The final new entry was the 4th song by a Dutch act to chart and came in the form of The George Baker Selection’s ‘Little Green Bag’. The song was written by Jan Visser and Hans Bouwens (George Baker’s birth name) and would give them a number 9 hit in their native Holland. Elsewhere it would make it to 21 in the US, 3 in Belgium and 8 in the then Rhodesia. The song was actually meant to be titled ‘Little Greenback’, referring to a dollar bill, but somehow ended up with the label being printed as ‘Little Green Bag’ and the name stuck. In 1992 the song had some renewed exposure as it was included in the soundtrack to Quentin Tarantino’s ‘Reservoir Dogs’ and, after featuring in an advert for whiskey in Japan, made it to number 1 there.

The arrival of Roger Whittaker on the charts meant we had a new record to date 7 different nations represented in the top 20 as the Kenyan joined acts from the UK, the US, SA, The Netherlands, Germany and Jamaica in our charts. It should also be noted that this week saw the lowest number of songs by American acts on the charts since 15 December 1967 as we now only had 4 Yanks represented in the top 20.

Percy Sledge shook off Donovan and Elvis Presley on the weeks count list, his 71 weeks to date putting him in 12th place on his own. On the local front, Dave Mills moved 1 week ahead of Murray Campbell to give him 6th place to himself. He sat on 34 weeks. Al Debbo moved onto 23 weeks and this placed him tied 11th with Dickie Loader.

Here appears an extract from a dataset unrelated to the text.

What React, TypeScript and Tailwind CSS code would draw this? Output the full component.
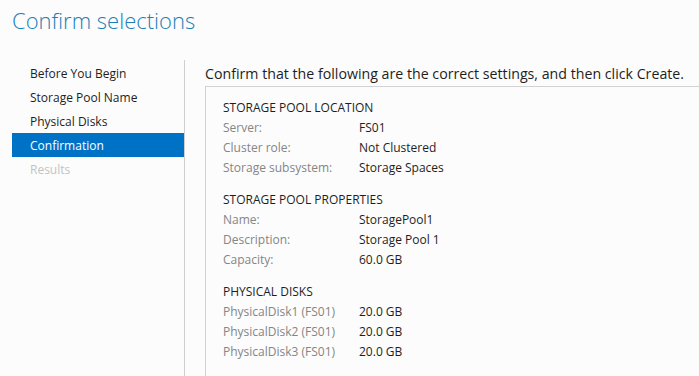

On the points front, we saw 4 acts pass milestones. Dave Mills moved past 500, Percy Sledge crossed the 700 threshold, Chris Andrews moved into the 800s while Tom Jones, who led the way for points, now had in excess of 1,800. Mills sat 3rd for a local act behind The Staccatos on 814 and Four Jacks and a Jill on 837.